List every line below containing "that".

_Data_
## Start

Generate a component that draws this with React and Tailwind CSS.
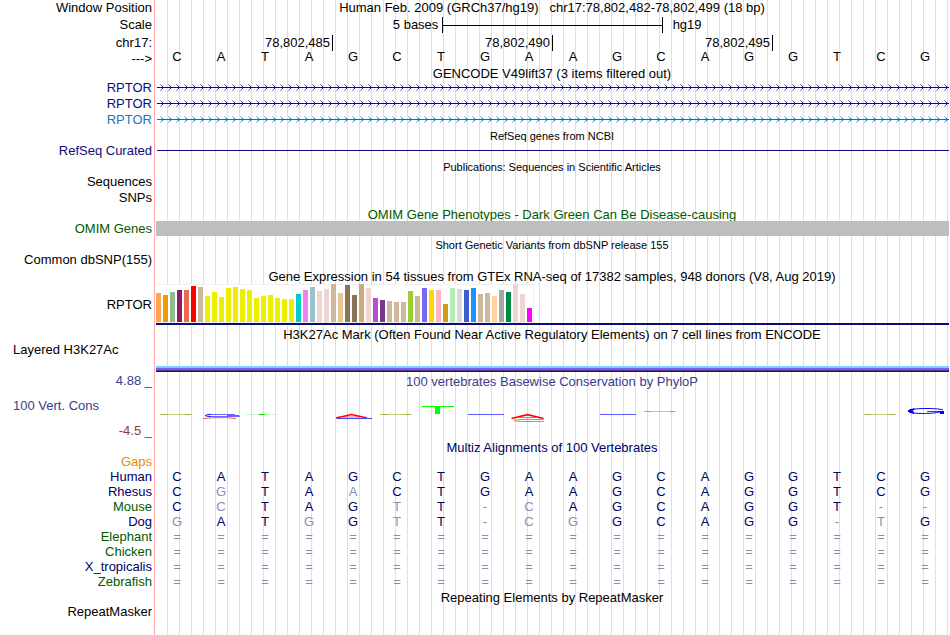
import React from "react";

const BASES = "CATAGCTGAAGCAGGTCG".split("");

const TISSUES = [
  [29, "#FFA54F"], [27, "#EE9A00"], [30, "#8FBC8F"], [32, "#8B1C62"], [32, "#EE6A50"], [36, "#FF0000"],
  [35, "#CDB79E"], [26, "#EEEE00"], [30, "#EEEE00"], [25, "#EEEE00"], [34, "#EEEE00"], [35, "#EEEE00"],
  [33, "#EEEE00"], [32, "#EEEE00"], [24, "#EEEE00"], [26, "#EEEE00"], [27, "#EEEE00"], [24, "#EEEE00"],
  [23, "#EEEE00"], [23, "#EEEE00"], [28, "#00CDCD"], [32, "#EE82EE"], [35, "#9AC0CD"], [31, "#EED5D2"],
  [33, "#EED5D2"], [38, "#CDB79E"], [29, "#EEC591"], [37, "#8B7355"], [27, "#8B7355"], [38, "#CDAA7D"],
  [34, "#EED5D2"], [24, "#B452CD"], [22, "#7A378B"], [21, "#CDB79E"], [20, "#CDB79E"], [20, "#CDB79E"],
  [31, "#9ACD32"], [26, "#CDB79E"], [34, "#7A67EE"], [32, "#FFD700"], [32, "#FFB6C1"], [18, "#CD9B1D"],
  [34, "#B4EEB4"], [33, "#D9D9D9"], [32, "#3A5FCD"], [34, "#1E90FF"], [28, "#CDB79E"], [29, "#CDB79E"],
  [26, "#FFD39B"], [32, "#A6A6A6"], [30, "#008B45"], [38, "#EED5D2"], [28, "#EED5D2"], [14, "#FF00FF"],
];

// Lower-case letters are bases that differ from the human sequence.
const ALIGNMENT = [
  ["Human", "CATAGCTGAAGCAGGTCG", "text-[#000064]"],
  ["Rhesus", "CgTAaCTGAAGCAGGTCG", "text-[#000064]"],
  ["Mouse", "CcTAGtT-cAGCAGGT--", "text-[#005a00]"],
  ["Dog", "gATgGtT-cgGCAGG-tG", "text-[#000064]"],
  ["Elephant", "==================", "text-[#005a00]"],
  ["Chicken", "==================", "text-[#005a00]"],
  ["X_tropicalis", "==================", "text-[#000064]"],
  ["Zebrafish", "==================", "text-[#005a00]"],
];

function Row({ label, labelClass = "", className = "h-4", children }) {
  return (
    <div className={`flex items-center ${className}`}>
      <div className={`w-[155px] shrink-0 pr-[3px] text-right whitespace-nowrap ${labelClass}`}>{label}</div>
      <div className="h-full min-w-0 flex-1">{children}</div>
    </div>
  );
}

function Title({ children, className = "" }) {
  return <h2 className={`flex h-full items-center justify-center whitespace-pre ${className}`}>{children}</h2>;
}

function GeneLine({ id, color }) {
  return (
    <svg className="block h-4 w-full" shapeRendering="crispEdges" aria-hidden="true">
      <defs>
        <pattern id={id} x="2" y="0" width="8" height="16" patternUnits="userSpaceOnUse">
          <rect x="0" y="7" width="8" height="1" fill={color} />
          <g fill={color}>
            <rect x="3" y="4" width="1" height="1" opacity="0.4" />
            <rect x="4" y="5" width="1" height="1" opacity="0.8" />
            <rect x="5" y="6" width="1" height="1" />
            <rect x="5" y="8" width="1" height="1" />
            <rect x="4" y="9" width="1" height="1" opacity="0.8" />
            <rect x="3" y="10" width="1" height="1" opacity="0.4" />
          </g>
        </pattern>
      </defs>
      <rect x="2" y="0" width="100%" height="16" fill={`url(#${id})`} />
    </svg>
  );
}

function FlatC({ x, y }) {
  return (
    <g stroke="#a0a01e" fill="none">
      <path d={`M${x} ${y}h32`} strokeWidth="1" opacity="0.55" />
      <path d={`M${x + 1} ${y}h6M${x + 25} ${y}h5`} strokeWidth="1" opacity="0.7" />
    </g>
  );
}

function ConservationLogo() {
  return (
    <svg className="block h-6 w-full" viewBox="0 0 794 24" preserveAspectRatio="none" fill="none" aria-hidden="true">
      <FlatC x={5} y={14.5} />
      <path d="M55 14.500H80M55 16.500H84" stroke="#1414ff" strokeWidth="0.8" opacity="0.8" />
      <path d="M56 14.300Q44 15.500 56 16.700" stroke="#1414ff" />
      <path d="M72 15.500H84V17" stroke="#1414ff" strokeWidth="0.7" />
      <path d="M48 18.600L58 17.700H72L81 18.600" stroke="#ff3c3c" strokeWidth="0.9" />
      <path d="M91 14.5h32" stroke="#00e600" opacity="0.2" />
      <path d="M104 14.5h6" stroke="#00e600" />
      <path d="M181 18L196.500 14.600L212 18" stroke="#ff0000" strokeWidth="1.5" />
      <path d="M188 17h17" stroke="#ff0000" strokeWidth="0.6" />
      <path d="M182 18.500h35" stroke="#4646ff" />
      <FlatC x={225} y={14.5} />
      <path d="M267 6.500h32" stroke="#00ff00" />
      <path d="M280 6h5v8h-5z" fill="#00ff00" />
      <path d="M313 14.500h36M445 14.500h36" stroke="#5a5aff" />
      <path d="M356.500 18.500L372.500 14.600L388.500 18.500" stroke="#ff0000" strokeWidth="1.600" />
      <path d="M364 17.500h17" stroke="#ff0000" strokeWidth="0.6" />
      <path d="M389 19.500H366Q352 20.500 366 21.500H389" stroke="#a0a01e" strokeWidth="0.9" />
      <FlatC x={489} y={11.5} />
      <FlatC x={709} y={14.5} />
      <path d="M788 9.800C782 8 755 7.700 754 11S778 14 784 12" stroke="#0000ff" strokeWidth="1" />
      <path d="M759 8.800Q747 11 759 13.300Q756 11 759 8.800Z" fill="#0000ff" stroke="#0000ff" />
      <path d="M772 11.500h13" stroke="#0000ff" strokeWidth="0.8" />
      <path d="M784 11h5v3h-4z" fill="#0000ff" />
    </svg>
  );
}

function baseClass(ch) {
  return /[A-Z]/.test(ch) ? "text-[#000064]" : "text-[#8c8cb9]";
}

export default function App() {
  return (
    <main className="mr-px flex min-h-screen flex-col bg-[linear-gradient(#ffaaaa,#ffaaaa),repeating-linear-gradient(90deg,transparent_0_11px,#dcdcf8_11px_12px)] bg-[length:1px_100%,100%_100%] bg-[position:154px_0,156px_0] bg-no-repeat font-['Liberation_Sans',Arial,sans-serif] text-[13px] leading-4 text-black">
      <Row label="Window Position">
        <Title>{"Human Feb. 2009 (GRCh37/hg19)   chr17:78,802,482-78,802,499 (18 bp)"}</Title>
      </Row>
      <Row label="Scale" className="h-[18px]">
        <div className="grid h-full grid-cols-[13fr_10fr_13fr] items-center pl-px">
          <div className="pr-1 text-right">5 bases</div>
          <div className="flex h-4 items-center border-x border-black">
            <div className="h-px w-full bg-black" />
          </div>
          <div className="pl-2.5">hg19</div>
        </div>
      </Row>
      <Row label="chr17:" className="h-[17px]">
        <div className="grid h-full grid-cols-[repeat(18,minmax(0,1fr))] items-center pl-0.5">
          <div className="col-span-4 flex justify-end border-r border-black pr-0.5">78,802,485</div>
          <div className="col-span-5 flex justify-end border-r border-black pr-0.5">78,802,490</div>
          <div className="col-span-5 flex justify-end border-r border-black pr-0.5">78,802,495</div>
        </div>
      </Row>
      <Row label="--->" className="h-[15px]">
        <div className="grid grid-cols-[repeat(18,minmax(0,1fr))] pr-0.5 text-center leading-3">
          {BASES.map((b, i) => (
            <span key={i}>{b}</span>
          ))}
        </div>
      </Row>
      <Row className="h-3.5">
        <Title className="pt-0.5">GENCODE V49lift37 (3 items filtered out)</Title>
      </Row>
      <Row label="RPTOR" labelClass="text-[#0c0c78]">
        <GeneLine id="gene-a" color="#0c0c78" />
      </Row>
      <Row label="RPTOR" labelClass="text-[#0c0c78]">
        <GeneLine id="gene-b" color="#0c0c78" />
      </Row>
      <Row label="RPTOR" labelClass="text-[#1e78b4]">
        <GeneLine id="gene-c" color="#0a6eaa" />
      </Row>
      <Row>
        <Title className="text-[11px]">RefSeq genes from NCBI</Title>
      </Row>
      <Row label="RefSeq Curated" labelClass="text-[#0c0c78]" className="h-3.5">
        <div className="flex h-full items-center pb-px pl-0.5">
          <div className="h-px w-full bg-[#0c0c78]" />
        </div>
      </Row>
      <Row>
        <Title className="pt-0.5 text-[11px]">Publications: Sequences in Scientific Articles</Title>
      </Row>
      <Row label="Sequences" />
      <Row label="SNPs" />
      <Row className="h-[15px]">
        <Title className="pt-0.5 text-[#005a00]">OMIM Gene Phenotypes - Dark Green Can Be Disease-causing</Title>
      </Row>
      <Row label="OMIM Genes" labelClass="text-[#005a00]" className="h-[15px]">
        <div className="ml-px h-full bg-[#bebebe]" />
      </Row>
      <Row>
        <Title className="pt-0.5 text-[11px]">Short Genetic Variants from dbSNP release 155</Title>
      </Row>
      <Row label="Common dbSNP(155)" />
      <Row>
        <Title className="pt-0.5">Gene Expression in 54 tissues from GTEx RNA-seq of 17382 samples, 948 donors (V8, Aug 2019)</Title>
      </Row>
      <Row label="RPTOR" className="h-[42px]">
        <div className="ml-px">
          <div className="flex h-[39px] w-[378px] items-end gap-0.5 border-y border-r border-[#f0f0f0] bg-white">
            {TISSUES.map(([h, c], i) => (
              <div key={i} className="w-[5px] shrink-0" style={{ height: h, backgroundColor: c }} />
            ))}
          </div>
          <div className="h-0.5 bg-[#0c0c78]" />
        </div>
      </Row>
      <Row>
        <Title className="pt-0.5">H3K27Ac Mark (Often Found Near Active Regulatory Elements) on 7 cell lines from ENCODE</Title>
      </Row>
      <div className="flex h-[30px]">
        <div className="w-[156px] shrink-0 pl-[13px]">Layered H3K27Ac</div>
        <div className="flex flex-1 flex-col justify-end">
          <div className="h-0.5 bg-[#78d2ff]" />
          <div className="h-0.5 bg-[#6464fa]" />
          <div className="h-px bg-[#643278]" />
          <div className="h-px bg-[#28104b]" />
        </div>
      </div>
      <Row label="4.88 _" labelClass="text-[#3c3c8c]" className="h-[18px]">
        <Title className="pt-0.5 text-[#3c3c8c]">100 vertebrates Basewise Conservation by PhyloP</Title>
      </Row>
      <div className="flex h-[49px]">
        <div className="flex w-[155px] shrink-0 flex-col justify-between pt-2 pr-[3px] pl-[13px]">
          <div className="text-[#3c3c8c]">100 Vert. Cons</div>
          <div className="text-right text-[#8c3c3c]">-4.5 _</div>
        </div>
        <div className="flex-1 pt-2.5">
          <ConservationLogo />
        </div>
      </div>
      <Row className="h-[15px]">
        <Title className="pt-0.5 text-[#000064]">Multiz Alignments of 100 Vertebrates</Title>
      </Row>
      <Row label="Gaps" labelClass="text-[#e68c00]" className="h-[15px]" />
      <div className="pr-0.5">
        <table className="w-full table-fixed border-collapse leading-[15px]">
          <tbody>
            {ALIGNMENT.map(([name, seq, color]) => (
              <tr key={name} className="h-[15px]">
                <th scope="row" className={`w-[155px] p-0 pr-[3px] text-right font-normal ${color}`}>
                  {name}
                </th>
                {seq.split("").map((ch, i) => (
                  <td key={i} className={`p-0 text-center ${baseClass(ch)}`}>
                    {ch.toUpperCase()}
                  </td>
                ))}
              </tr>
            ))}
          </tbody>
        </table>
      </div>
      <Row className="h-[15px]">
        <Title className="pt-0.5">Repeating Elements by RepeatMasker</Title>
      </Row>
      <Row label="RepeatMasker" />
    </main>
  );
}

## End

_Solution below_
Generate a component that draws this with React and Tailwind CSS.
// Lower-case letters are bases that differ from the human sequence.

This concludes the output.